Strawberry towers and other visions of the future

"The role of the Fonds as a venture capital investor is to help local expertise flourish, and help manufacturers avoid having to go to Europe or Asia in search of solutions. We want to help prepare champions that are not only going to respond to local needs here at home, but also compete on global markets," du Parc says. 

In Quebec, the typical 4.0 candidate is a manufacturer that produces a lot of different parts but in smaller volumes, also known as High Mix, Low Volume producers. Almost three quarters fall into this category according to du Parc, in fields ranging from aerospace to manufactured homes to the jewelry industry.

"Beyond each company's individual efforts, our entire economy is being pulled to transform.
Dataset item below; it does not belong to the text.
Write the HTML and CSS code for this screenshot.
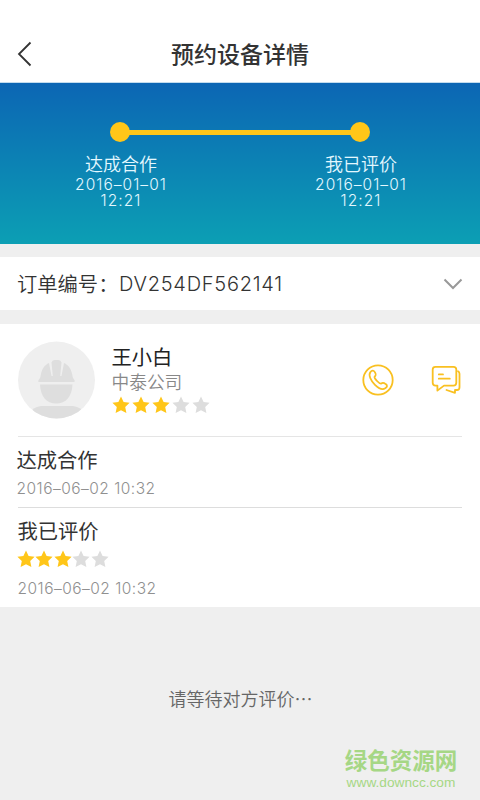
FILE: index.html
```html
<!DOCTYPE html>
<html lang="zh-CN">
<head>
<meta charset="utf-8">
<title>预约设备详情</title>
<link rel="stylesheet" href="styles.css">
</head>
<body>
<svg class="defs" aria-hidden="true"><symbol id="star" viewBox="0 0 18 18"><path d="M9 .6l2.600 5.300 6 .8-4.400 4.200 1.200 6L9 14.300l-5.400 2.600 1.200-6L.4 6.700l6-.8z"/></symbol></svg>
<header class="header">
  <svg class="back" viewBox="0 0 16 26"><path d="M13.500 1.500L2 13l11.500 11.500"/></svg>
  <h1 class="title">预约设备详情</h1>
</header>
<section class="progress">
  <div class="track"><i class="dot"></i><i class="bar"></i><i class="dot"></i></div>
  <div class="steps">
    <div class="step"><b class="step-name">达成合作</b><span class="step-date">2016–01–01<br>12:21</span></div>
    <div class="step"><b class="step-name">我已评价</b><span class="step-date">2016–01–01<br>12:21</span></div>
  </div>
</section>
<section class="order">
  <span class="order-label">订单编号：</span><span class="order-number">DV254DF562141</span>
  <svg class="chevron" viewBox="0 0 20 12"><path d="M1.500 1.500L10 10l8.500-8.500"/></svg>
</section>
<main class="card">
  <div class="person">
    <svg class="avatar" viewBox="0 0 78 78">
      <defs><clipPath id="disc"><circle cx="38.500" cy="39" r="38.500"/></clipPath></defs>
      <circle cx="38.500" cy="39" r="38.500" fill="#efefef"/>
      <g clip-path="url(#disc)" fill="#dedede">
        <path d="M12 78v-5q2-7 11-8h32q9 1 11 8v5z"/>
        <path d="M22 43.500h32.500c-.5 12-6.500 19-16.300 19S22.500 55.500 22 43.500z"/>
        <path d="M21 41c-.8 0-1-1-.4-2 1.400-1.600 1.900-3 2.200-5 1-6 3.700-10 8.200-12l2.500 13h1.300L33.500 21.500q.5-2.500 3-2.500h4q2.500 0 3 2.500L42.200 35h1.300l2.500-13c4.500 2 7.300 6 8.300 12 .3 2 .8 3.400 2.100 5 .6 1 .3 2-.4 2z"/>
      </g>
    </svg>
    <div class="info">
      <strong class="name">王小白</strong>
      <span class="company">中泰公司</span>
      <div class="stars"><svg class="on"><use href="#star"/></svg><svg class="on"><use href="#star"/></svg><svg class="on"><use href="#star"/></svg><svg><use href="#star"/></svg><svg><use href="#star"/></svg></div>
    </div>
    <div class="actions">
      <svg class="phone" viewBox="0 0 32 32"><circle cx="16" cy="16" r="14.700"/><path d="M8.300 8.300c1.800-2.500 3.600-1.800 4.700.1 1.200 2.200 1.200 2.900-.4 4.300-.8 1.500 5 7.700 6.700 6.800 1.600-1.300 2.400-1 4.400.6 1.800 1.300 1.800 2.500-.5 4.200-2.200 1.500-6.300.3-10.200-3.500-4.400-4.300-6.700-9.700-4.700-12.500z"/></svg>
      <svg class="chat" viewBox="0 0 32 32"><path d="M5.500 2.800h18q2.800 0 2.800 2.800v13.200q0 2.800-2.800 2.800H14l-6.600 5v-5H5.500q-2.800 0-2.800-2.800V5.600q0-2.800 2.800-2.800z"/><path d="M8.800 10.400h4.200M8.800 14.700h11M28 7.200q1.500.8 1.500 2.500v13.500q0 2.800-2.500 2.800h-2v2.800L16.500 26"/></svg>
    </div>
  </div>
  <article class="event agreed">
    <h2>达成合作</h2>
    <time>2016–06–02 10:32</time>
  </article>
  <article class="event rated">
    <h2>我已评价</h2>
    <div class="stars small"><svg class="on"><use href="#star"/></svg><svg class="on"><use href="#star"/></svg><svg class="on"><use href="#star"/></svg><svg><use href="#star"/></svg><svg><use href="#star"/></svg></div>
    <time>2016–06–02 10:32</time>
  </article>
</main>
<p class="waiting">请等待对方评价⋯</p>
<footer class="mark"><b>绿色资源网</b><span>www.downcc.com</span></footer>
</body>
</html>
```
FILE: styles.css
```css
* { box-sizing: border-box; }
body {
  margin: 0;
  width: 480px;
  height: 800px;
  overflow: hidden;
  display: flex;
  flex-direction: column;
  background: #efefef;
  color: #333;
  font-family: "Liberation Sans", "Noto Sans CJK SC", sans-serif;
}
h1, h2, p { margin: 0; }
svg { display: block; flex: none; }
.defs { position: absolute; width: 0; height: 0; }
.header {
  height: 83px;
  padding: 26px 17px 0;
  display: grid;
  grid-template-columns: 16px 1fr 16px;
  align-items: center;
  background: #fff;
  border-bottom: 1px solid #c3dcee;
}
.back { width: 16px; height: 26px; fill: none; stroke: #333; stroke-width: 1.8; }
.title { padding-top: 1px; text-align: center; font-size: 23px; line-height: 32px; font-weight: 500; }
.progress {
  height: 161px;
  padding-top: 39px;
  background: linear-gradient(#0c66b4, #0c9fb4);
  color: #e4f8ff;
}
.track { display: flex; align-items: center; width: 260px; height: 20px; margin: 0 auto; }
.dot { width: 20px; height: 20px; border-radius: 50%; background: #ffc619; }
.bar { flex: 1; height: 5px; margin: 0 -2px; background: #ffc619; }
.steps { display: flex; justify-content: space-between; padding: 11px 58px 0 60px; }
.step { width: 122px; display: flex; flex-direction: column; align-items: center; }
.step-name { font-size: 18px; line-height: 24px; font-weight: 350; }
.step-date, .order-number, .event time { font-family: Inter, "Liberation Sans", sans-serif; font-weight: 300; }
.step-date { text-align: center; font-size: 15.500px; line-height: 16px; letter-spacing: 1.050px; }
.order {
  height: 53px;
  margin: 13px 0 14px;
  padding: 0 17px;
  display: flex;
  align-items: center;
  background: #fff;
  font-size: 20px;
}
.order-label { width: 102px; padding-bottom: 1px; font-size: 20.300px; font-weight: 350; white-space: nowrap; }
.order-number { letter-spacing: .75px; }
.chevron { width: 20px; height: 12px; margin-left: auto; fill: none; stroke: #999; stroke-width: 2; }
.card { height: 283px; padding: 0 18px; background: #fff; }
.person { height: 113px; display: flex; border-bottom: 1px solid #e5e5e5; }
.avatar { width: 78px; height: 78px; margin-top: 17px; }
.info { display: flex; flex-direction: column; padding: 21px 0 0 15.500px; }
.name { font-size: 20.300px; line-height: 27px; font-weight: 400; color: #222; }
.company { font-size: 17.700px; line-height: 22px; font-weight: 350; color: #888; }
.stars { display: flex; gap: 2px; margin: 2px 0 0 .5px; fill: #ddd; }
.stars svg { width: 18px; height: 18px; }
.stars .on { fill: #ffc619; }
.actions { display: flex; gap: 36px; margin-left: auto; padding-top: 40px; }
.actions svg { width: 32px; height: 32px; fill: none; stroke: #f9c021; stroke-width: 1.8; stroke-linejoin: round; stroke-linecap: round; }
.event { display: flex; flex-direction: column; }
.event h2 { font-size: 20.300px; line-height: 28px; font-weight: 400; }
.event time { font-size: 15.500px; line-height: 18px; letter-spacing: .48px; color: #909090; }
.agreed { height: 71px; padding-top: 10px; border-bottom: 1px solid #ddd; }
.agreed h2, .agreed time { margin-left: -1.500px; }
.agreed time { margin-top: 5px; }
.rated { padding-top: 10px; }
.rated h2, .rated time { margin-left: -.5px; }
.stars.small { gap: .6px; margin: 4px 0 12px -1.500px; }
.waiting { padding: 80px 0 0 1px; text-align: center; font-size: 18px; line-height: 26px; color: #666; font-weight: 350; }
.mark { margin: auto 21px 10px auto; width: 116px; display: flex; flex-direction: column; align-items: center; color: #a6d785; }
.mark b { font-size: 22.500px; line-height: 27px; white-space: nowrap; }
.mark span { font-size: 13.700px; line-height: 15px; }
```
We can imagine how, one day, instead of trucking in strawberries form California, we would grow them in the parking lot of the fruit store, without pesticides, in completely automated towers all year long with a very light carbon footprint. Bold players of this kind can come here and shake up our companies, but our own are just as capable of giving our companies a boost by strengthening their 4.0 efforts," du Parc says.

As far as change management is concerned, it must include involvement and communication according to Latreille.

"The main 4.0 challenge is a human one, because it can have an unforeseen impact on the company culture. There are adjustments to be made, while supporting staff. Automating repetitive tasks is part of it, but which will have the greatest return? By studying the question together the members of an organization will find their most advantageous path going forward."